Riceviamo da Roberto Piemonte e pubblichiamo il seguente articolo de Il Sole 24 Ore
«Irragionevole», «sproporzionata» e contraria ai canoni di «certezza del diritto ed economicità dell’azione amministrativa». Tutti questi difetti, secondo i giudici del Tar di Palermo, viziano la norma regionale che da quest’anno fa decadere i sindaci dell’Isola quando il Comune non approva in tempo il bilancio: con argomenti così “pesanti”, il Tar ha per ora solo sospeso la decadenza della sindaca di San Piero Patti, Ornella Trovato, ma ha di fatto anticipato l’indirizzo della discussione nel merito in calendario per il 18 maggio.
La battaglia supera di parecchio i confini del piccolo Comune in provincia di Messina, e infiamma da settimane la politica locale in tutta la Regione, per due motivi.

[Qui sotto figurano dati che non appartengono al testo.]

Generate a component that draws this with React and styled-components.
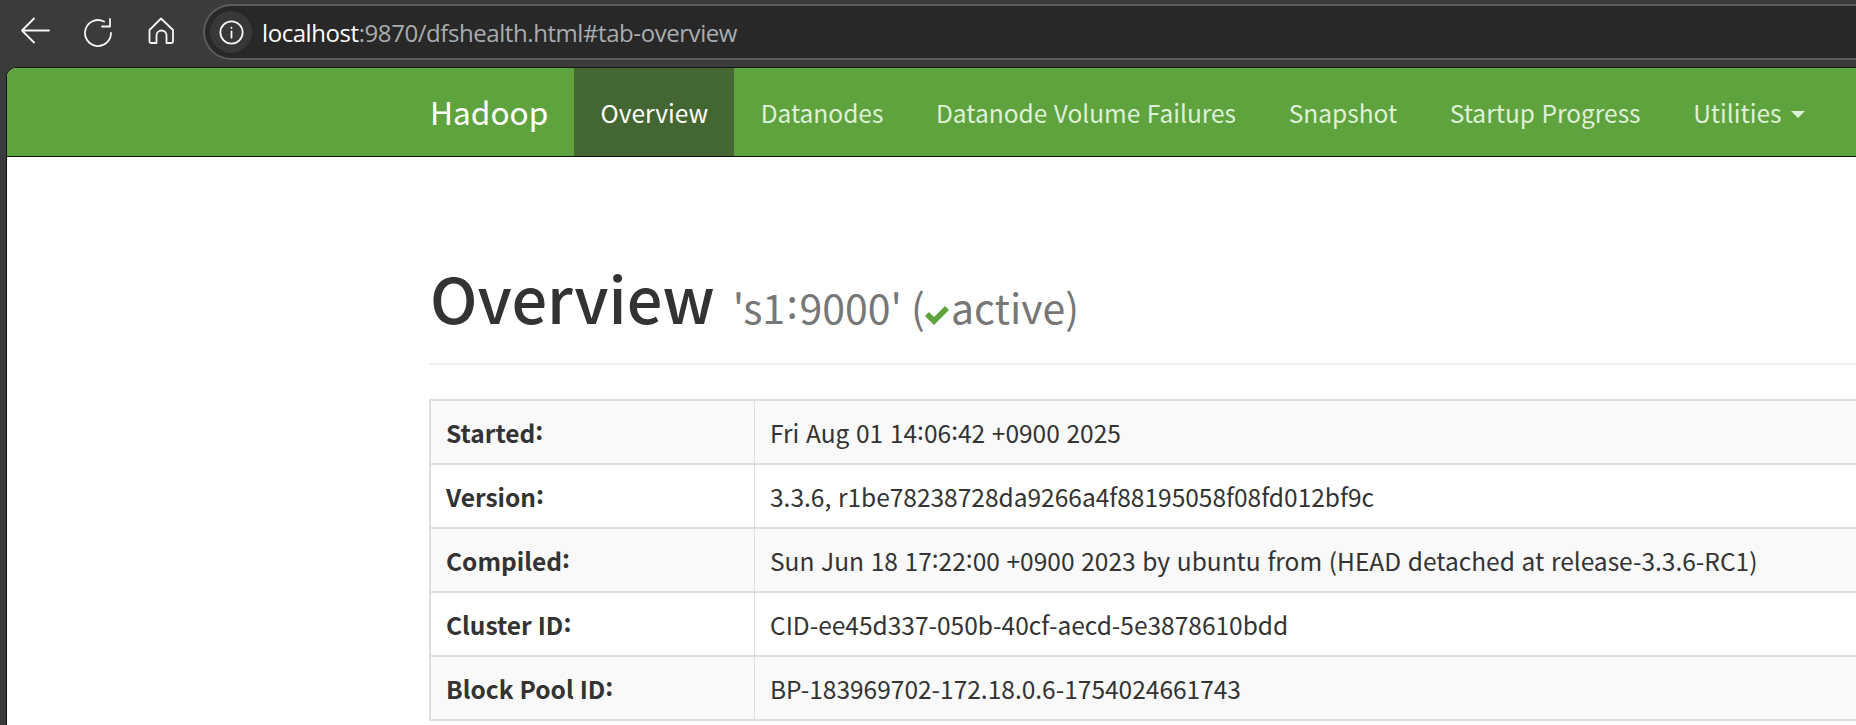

In Sicilia, prima di tutto, lo sforamento dei termini per l’approvazione dei bilanci è un dato strutturale, al punto che nel 2015 il ministero dell’Interno decise un’inedita proroga al 30 settembre per i preventivi comunali siciliani, mantenendo a luglio la scadenza nel resto d’Italia. Una parte importante del problema si genera però in Regione, perché nell’Autonomia speciale i bilanci comunali dipendono anche dai fondi concessi da Palermo: quest’anno, per esempio, la scadenza per chiudere i bilanci locali è sfumata a fine marzo, ma la Regione ha deciso l’esercizio provvisorio fino al 30 aprile mantenendo quindi l’incertezza sui numeri.
La stessa Regione, e qui c’è il secondo motivo di scontro, è stata inflessibile nel decidere, il 29 marzo e quindi a due giorni dalla scadenza per i bilanci di previsione comunali, la decadenza dei sindaci “ritardatari”. In sette hanno già ricevuto il decreto che li manda fuori dal Comune, ma la prima a fare ricorso ha già spuntato la sospensione. Il diritto, però, non guarda al caos della politica, e per fermare la nuova regola usa altre ragioni. Nel resto d’Italia, in pratica, nei Comuni senza bilancio cadono giunta e consiglio, mentre la Sicilia ha deciso di punire solo i sindaci, indirizzando la sanzione a un organo diverso da quello chiamato ad approvare i conti. Una via diversa e, a quanto pare, sbagliata.